You've got three years to work out who you might be and who you might want to become. You might qualify and set your sights high, your career aspirations might be consultant midwife or labour ward coordinator or birth centre lead or community team leader or independent midwife. You might 'just' (and I use that word with my tongue firmly in my cheek, because what is wrong with wanting to be a cracking midwife?) want to be a damn good midwife who loves their job and does their very best.


Your training is going to shine a spotlight onto all sorts of things about yourself that have stayed buried or that you may not like. Terminations, miscarriages, stillborn babies, messy marriages, fear of abandonment, difficult pregnancies, infertility, postnatal depression, PTSD, anxiety, eating disorders, rape, abuse, bereavement. Whatever you've had go on in your life, midwifery will dig it up and throw it in your face. You will work in some of the most rewarding, challenging and soul-destroying situations you might ever have come into contact with. Training will open old wounds, make you new friends, broaden your horizons, stretch you to your limits, teach you how to learn. If you let it, midwifery will lay you bare and it will give you something that is hard to define.
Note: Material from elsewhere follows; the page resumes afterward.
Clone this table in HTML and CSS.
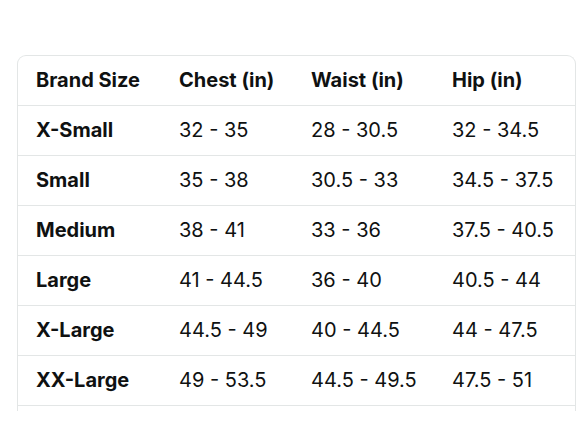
FILE: index.html
```html
<!DOCTYPE html>
<html>
<head>
<meta charset="utf-8">
<link rel="stylesheet" href="styles.css">
</head>
<body>
<div class="page">
  <div class="frame">
    <table class="sizes">
      <thead>
        <tr><th>Brand Size</th><th>Chest (in)</th><th>Waist (in)</th><th>Hip (in)</th></tr>
      </thead>
      <tbody>
        <tr><th>X-Small</th><td>32 - 35</td><td>28 - 30.5</td><td>32 - 34.5</td></tr>
        <tr><th>Small</th><td>35 - 38</td><td>30.5 - 33</td><td>34.5 - 37.5</td></tr>
        <tr><th>Medium</th><td>38 - 41</td><td>33 - 36</td><td>37.5 - 40.5</td></tr>
        <tr><th>Large</th><td>41 - 44.5</td><td>36 - 40</td><td>40.5 - 44</td></tr>
        <tr><th>X-Large</th><td>44.5 - 49</td><td>40 - 44.5</td><td>44 - 47.5</td></tr>
        <tr><th>XX-Large</th><td>49 - 53.5</td><td>44.5 - 49.5</td><td>47.5 - 51</td></tr>
        <tr class="more"><th></th><td></td><td></td><td></td></tr>
      </tbody>
    </table>
  </div>
</div>
</body>
</html>
```
FILE: styles.css
```css
html, body {
  margin: 0;
  padding: 0;
  background: #ffffff;
}
.page {
  padding: 55px 0 0 17px;
}
.frame {
  width: 559px;
  height: 356px;
  overflow: hidden;
  border: 1px solid #e3e6e6;
  border-bottom: none;
  border-radius: 9px 9px 0 0;
  box-sizing: border-box;
}
.sizes {
  border-collapse: separate;
  border-spacing: 0;
  width: 557px;
  table-layout: fixed;
  font-family: Inter, "Open Sans", sans-serif;
  font-size: 20px;
  color: #0f1111;
}
.sizes th, .sizes td {
  height: 50px;
  padding: 0 0 2px 18px;
  text-align: left;
  border-bottom: 1px solid #e3e6e6;
  white-space: nowrap;
  box-sizing: border-box;
}
.sizes th {
  font-weight: 700;
}
.sizes td {
  font-weight: 400;
}
.sizes tr > :nth-child(1) { width: 143px; }
.sizes tr > :nth-child(2) { width: 132px; }
.sizes tr > :nth-child(3) { width: 141px; }
```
You won't be able to accurately convey to anyone outside of this dysfunctional midwifery family how it feels to place a newborn on its mum's skin for the very first time. They may see you ricochet off the walls or hear the excitement in your voice, but they won't get it completely.You will laugh and cry and shout and rage, you will debrief with friends, colleagues, mentors, lecturers, life gurus. You will evolve from student to midwife, and those relationships you've forged will be the ones that carry you through some of the darker days. These people will share your successes and applaud your 40th birth. You will renegotiate relationships and cherish the friendships that have lasted. You will qualify and you will cry with laughter at memories you share with a once mentor who is now a life long friend.


You've got three years to get involved. Join the midwifery society, create one, go to study days, organise your own, #getyourtweeton, understand that we're #InItTogether. Make a network of contacts who share your vision, talk to those who inspire you, embrace those who challenge you. Ask questions, submit papers, put your hand up, go to conferences, open your mind and learn. What else are you going to do that sets you aside? Go above and beyond to hunt out new experiences because the bare minimum isn't enough. What sets you apart, what will get you the job?


You have three years to learn, refine skills, learn some more. Never stop learning, never stop asking. Be thirsty for knowledge. Realise that you will all get the experiences you need. By the time you graduate, you will all have fulfilled the requirements set out before all of us. Births, antenatal and postnatal checks, the list seems endless. You will all get the numbers, so be generous with others. Know that you don't need to trample anyone to get to where you want to be. There is no competition, just community. We are vociferous in our support of women we care for, extend that same care and compassion to fellow students and colleagues. Advocate for each other. You will see what kind of community this is, you will see that midwives are courageous, hard-working, loving, and so many other adjectives that I could write you a list longer than my arm. If you take the time to ask and listen, you will realise that most midwives have tales of heartache and woe that they hide carefully behind their work smiles. Those smiles are genuine, but they belie a history, sadness, sorrow, loss, tears. Midwives, quite simply, are awe-inspiring.



You are in for an exquisite ride, embrace it. You will walk side by side with some phenomenal women, you are no better than them, no worse, just different. You will advocate, support, challenge, change, learn and grow. You will also fall, but you will have built a tribe ready and willing to catch you, sometimes before you even fall. You will qualify stronger, more resilient, more self-aware. Don't ever forget that you're beginning a career with some of the most jaw-droppingly incredible women you could ever wish to meet.


Welcome to midwifery, don't forget to enjoy it.